RECORDED INFORMATION:
<<<<

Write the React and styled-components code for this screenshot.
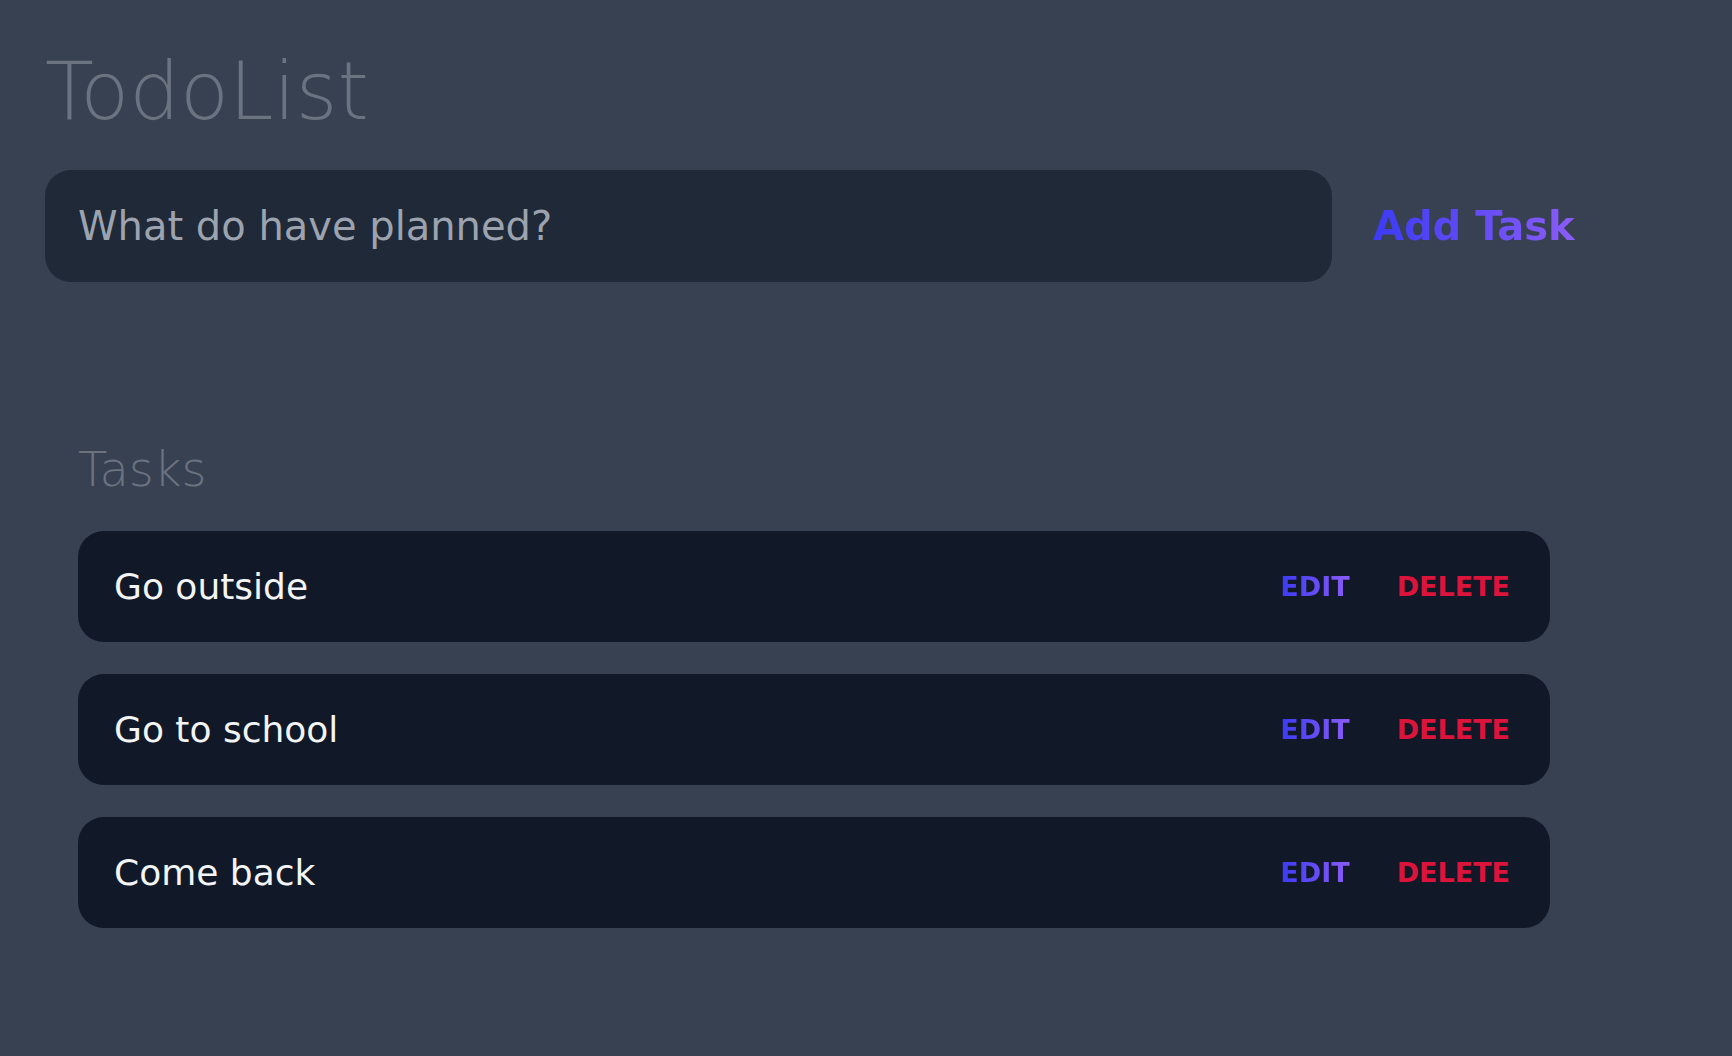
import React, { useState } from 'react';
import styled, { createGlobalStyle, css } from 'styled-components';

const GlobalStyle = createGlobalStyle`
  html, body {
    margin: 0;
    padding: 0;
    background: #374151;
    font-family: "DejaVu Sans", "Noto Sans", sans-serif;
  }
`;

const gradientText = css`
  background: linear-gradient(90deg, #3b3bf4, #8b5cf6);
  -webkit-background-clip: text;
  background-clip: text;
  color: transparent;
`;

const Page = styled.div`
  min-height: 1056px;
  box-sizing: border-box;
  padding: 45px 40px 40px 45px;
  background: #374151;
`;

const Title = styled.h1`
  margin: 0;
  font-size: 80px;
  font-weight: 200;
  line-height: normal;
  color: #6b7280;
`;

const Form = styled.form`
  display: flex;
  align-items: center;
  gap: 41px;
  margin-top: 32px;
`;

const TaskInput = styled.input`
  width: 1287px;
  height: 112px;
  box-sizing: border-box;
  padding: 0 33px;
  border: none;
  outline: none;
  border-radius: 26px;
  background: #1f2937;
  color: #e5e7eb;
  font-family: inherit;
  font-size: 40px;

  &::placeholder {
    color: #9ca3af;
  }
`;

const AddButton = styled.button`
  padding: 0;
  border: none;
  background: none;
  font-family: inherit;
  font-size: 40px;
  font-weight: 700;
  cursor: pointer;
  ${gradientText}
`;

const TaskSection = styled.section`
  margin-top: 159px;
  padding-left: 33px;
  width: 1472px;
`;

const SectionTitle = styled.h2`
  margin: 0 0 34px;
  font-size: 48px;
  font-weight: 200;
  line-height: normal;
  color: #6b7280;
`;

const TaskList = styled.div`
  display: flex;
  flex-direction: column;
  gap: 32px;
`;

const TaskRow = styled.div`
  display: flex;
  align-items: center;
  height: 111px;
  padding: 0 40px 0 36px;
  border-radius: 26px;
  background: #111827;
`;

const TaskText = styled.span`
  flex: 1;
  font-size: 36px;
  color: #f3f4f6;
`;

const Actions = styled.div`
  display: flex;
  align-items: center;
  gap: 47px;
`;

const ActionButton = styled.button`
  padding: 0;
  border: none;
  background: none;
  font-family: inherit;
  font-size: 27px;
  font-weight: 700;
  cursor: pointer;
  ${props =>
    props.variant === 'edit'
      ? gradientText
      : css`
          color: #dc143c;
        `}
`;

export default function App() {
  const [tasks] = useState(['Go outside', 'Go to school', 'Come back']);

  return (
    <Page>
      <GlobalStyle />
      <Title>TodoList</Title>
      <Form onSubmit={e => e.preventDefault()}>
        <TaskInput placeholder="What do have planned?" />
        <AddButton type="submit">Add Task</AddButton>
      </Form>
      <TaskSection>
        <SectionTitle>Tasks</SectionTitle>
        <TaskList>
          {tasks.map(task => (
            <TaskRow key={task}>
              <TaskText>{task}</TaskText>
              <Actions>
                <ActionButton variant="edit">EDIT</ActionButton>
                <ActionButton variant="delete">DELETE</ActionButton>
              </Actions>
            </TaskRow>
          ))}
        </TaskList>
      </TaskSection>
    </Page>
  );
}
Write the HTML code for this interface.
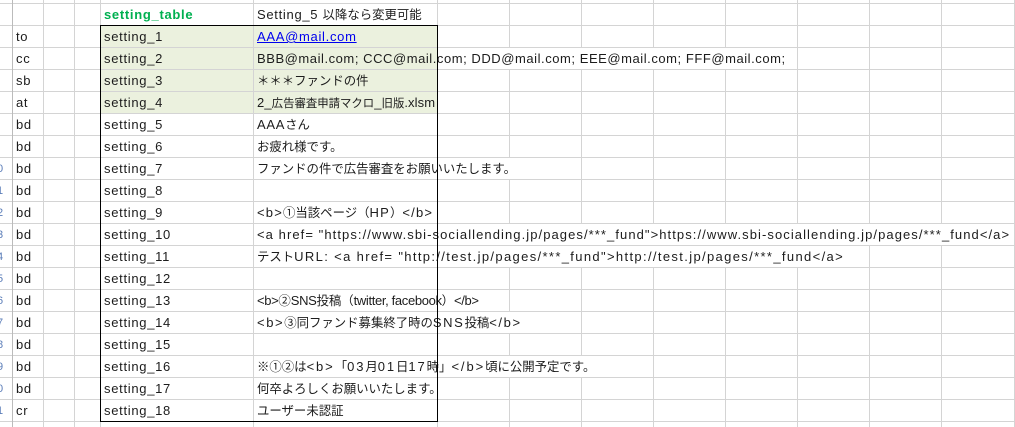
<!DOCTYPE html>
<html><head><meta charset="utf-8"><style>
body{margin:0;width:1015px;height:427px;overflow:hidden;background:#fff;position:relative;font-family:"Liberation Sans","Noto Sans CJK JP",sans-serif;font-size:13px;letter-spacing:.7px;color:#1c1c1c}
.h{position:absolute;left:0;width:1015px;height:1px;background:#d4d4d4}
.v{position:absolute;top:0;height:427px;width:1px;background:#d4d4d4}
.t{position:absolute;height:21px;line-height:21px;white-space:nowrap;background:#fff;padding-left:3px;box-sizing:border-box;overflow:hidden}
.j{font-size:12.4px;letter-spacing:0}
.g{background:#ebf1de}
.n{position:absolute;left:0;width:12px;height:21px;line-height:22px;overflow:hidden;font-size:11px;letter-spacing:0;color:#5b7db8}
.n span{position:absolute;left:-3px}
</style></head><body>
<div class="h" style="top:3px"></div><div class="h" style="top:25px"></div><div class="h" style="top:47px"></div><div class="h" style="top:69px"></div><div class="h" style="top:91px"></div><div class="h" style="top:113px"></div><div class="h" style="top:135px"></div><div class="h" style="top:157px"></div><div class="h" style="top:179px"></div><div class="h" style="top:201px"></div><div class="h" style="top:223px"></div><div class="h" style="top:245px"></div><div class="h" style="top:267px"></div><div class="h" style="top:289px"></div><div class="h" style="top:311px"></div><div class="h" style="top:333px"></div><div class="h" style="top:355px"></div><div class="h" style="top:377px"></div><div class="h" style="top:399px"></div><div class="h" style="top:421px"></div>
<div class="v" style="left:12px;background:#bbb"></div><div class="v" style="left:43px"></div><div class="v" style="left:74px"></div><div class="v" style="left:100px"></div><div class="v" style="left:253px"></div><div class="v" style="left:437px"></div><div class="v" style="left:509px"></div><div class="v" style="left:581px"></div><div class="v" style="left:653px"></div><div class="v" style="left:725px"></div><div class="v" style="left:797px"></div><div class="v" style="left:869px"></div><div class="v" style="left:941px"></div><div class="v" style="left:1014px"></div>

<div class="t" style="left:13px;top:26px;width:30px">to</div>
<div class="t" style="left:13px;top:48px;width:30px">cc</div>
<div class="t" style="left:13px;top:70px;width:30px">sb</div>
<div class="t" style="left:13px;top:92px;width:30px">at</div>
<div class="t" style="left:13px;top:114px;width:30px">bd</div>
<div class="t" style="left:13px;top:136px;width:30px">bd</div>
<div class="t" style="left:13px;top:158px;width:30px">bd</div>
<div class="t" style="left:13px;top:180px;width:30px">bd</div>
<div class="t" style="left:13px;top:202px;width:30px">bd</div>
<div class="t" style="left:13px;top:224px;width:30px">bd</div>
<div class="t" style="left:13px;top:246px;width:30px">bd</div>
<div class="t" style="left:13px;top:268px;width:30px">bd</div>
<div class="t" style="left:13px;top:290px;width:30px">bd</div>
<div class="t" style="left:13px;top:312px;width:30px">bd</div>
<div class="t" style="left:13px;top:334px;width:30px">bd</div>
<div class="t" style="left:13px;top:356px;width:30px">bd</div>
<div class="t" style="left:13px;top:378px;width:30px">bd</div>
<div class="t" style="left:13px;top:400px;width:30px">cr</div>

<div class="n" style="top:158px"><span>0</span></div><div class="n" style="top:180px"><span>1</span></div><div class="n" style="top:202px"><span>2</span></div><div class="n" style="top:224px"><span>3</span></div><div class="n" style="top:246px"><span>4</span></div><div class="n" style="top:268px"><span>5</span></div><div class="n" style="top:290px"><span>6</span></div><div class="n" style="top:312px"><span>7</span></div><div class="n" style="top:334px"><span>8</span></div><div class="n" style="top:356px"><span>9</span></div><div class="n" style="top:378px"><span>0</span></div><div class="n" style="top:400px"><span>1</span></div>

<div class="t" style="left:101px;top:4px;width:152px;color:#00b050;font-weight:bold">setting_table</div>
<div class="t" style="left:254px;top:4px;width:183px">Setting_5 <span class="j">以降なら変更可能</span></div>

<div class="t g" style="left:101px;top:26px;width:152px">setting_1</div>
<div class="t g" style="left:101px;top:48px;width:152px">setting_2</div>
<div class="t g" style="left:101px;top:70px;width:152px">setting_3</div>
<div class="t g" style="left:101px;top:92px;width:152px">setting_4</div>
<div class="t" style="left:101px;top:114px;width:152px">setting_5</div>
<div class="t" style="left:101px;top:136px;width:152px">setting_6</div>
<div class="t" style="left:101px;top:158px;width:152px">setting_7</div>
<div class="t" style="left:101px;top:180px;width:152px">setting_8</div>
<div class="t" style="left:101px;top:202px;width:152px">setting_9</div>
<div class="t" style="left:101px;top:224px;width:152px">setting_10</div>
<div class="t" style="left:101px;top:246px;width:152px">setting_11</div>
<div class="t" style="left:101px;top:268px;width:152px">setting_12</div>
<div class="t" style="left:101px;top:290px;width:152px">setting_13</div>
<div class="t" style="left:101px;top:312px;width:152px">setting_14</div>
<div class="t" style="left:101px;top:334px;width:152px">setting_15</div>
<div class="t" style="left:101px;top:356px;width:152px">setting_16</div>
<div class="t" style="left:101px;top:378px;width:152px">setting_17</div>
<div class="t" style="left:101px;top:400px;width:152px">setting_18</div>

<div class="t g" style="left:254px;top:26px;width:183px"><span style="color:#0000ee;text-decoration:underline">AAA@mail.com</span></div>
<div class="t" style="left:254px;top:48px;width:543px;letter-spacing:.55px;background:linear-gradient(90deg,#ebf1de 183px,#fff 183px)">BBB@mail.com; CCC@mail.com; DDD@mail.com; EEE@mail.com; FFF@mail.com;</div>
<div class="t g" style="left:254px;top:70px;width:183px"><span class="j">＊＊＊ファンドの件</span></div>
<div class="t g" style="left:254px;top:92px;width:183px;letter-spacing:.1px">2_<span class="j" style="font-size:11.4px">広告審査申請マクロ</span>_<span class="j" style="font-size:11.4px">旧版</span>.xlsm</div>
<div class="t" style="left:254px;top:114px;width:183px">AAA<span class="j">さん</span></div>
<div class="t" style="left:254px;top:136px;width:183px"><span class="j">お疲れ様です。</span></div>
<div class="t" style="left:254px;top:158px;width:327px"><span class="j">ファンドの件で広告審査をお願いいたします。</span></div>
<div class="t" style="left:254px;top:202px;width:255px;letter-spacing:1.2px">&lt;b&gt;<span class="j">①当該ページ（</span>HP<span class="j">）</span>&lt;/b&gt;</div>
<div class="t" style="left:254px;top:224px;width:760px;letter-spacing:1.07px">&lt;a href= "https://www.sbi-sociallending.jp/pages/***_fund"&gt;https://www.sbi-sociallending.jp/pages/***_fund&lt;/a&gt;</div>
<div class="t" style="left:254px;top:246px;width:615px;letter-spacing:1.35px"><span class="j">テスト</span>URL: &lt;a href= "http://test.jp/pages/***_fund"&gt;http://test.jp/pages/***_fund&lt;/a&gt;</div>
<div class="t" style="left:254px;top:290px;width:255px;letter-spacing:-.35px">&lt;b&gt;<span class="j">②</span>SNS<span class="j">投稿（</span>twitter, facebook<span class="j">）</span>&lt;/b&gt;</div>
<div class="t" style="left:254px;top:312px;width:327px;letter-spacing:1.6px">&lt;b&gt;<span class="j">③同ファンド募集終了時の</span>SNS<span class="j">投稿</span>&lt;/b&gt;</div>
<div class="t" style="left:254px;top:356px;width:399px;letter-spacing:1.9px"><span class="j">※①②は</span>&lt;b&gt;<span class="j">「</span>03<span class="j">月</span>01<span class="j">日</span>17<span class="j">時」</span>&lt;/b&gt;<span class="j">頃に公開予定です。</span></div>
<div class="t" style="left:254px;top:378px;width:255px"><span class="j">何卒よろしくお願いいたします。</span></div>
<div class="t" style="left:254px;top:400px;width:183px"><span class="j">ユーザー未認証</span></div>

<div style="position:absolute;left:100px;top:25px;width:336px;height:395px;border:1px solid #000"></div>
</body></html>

>>>>

BRIEF: Extract each line from the listing that holds the word "components".

FULL OUTPUT:
Write the React and styled-components code for this screenshot.
import styled, { createGlobalStyle, css } from 'styled-components';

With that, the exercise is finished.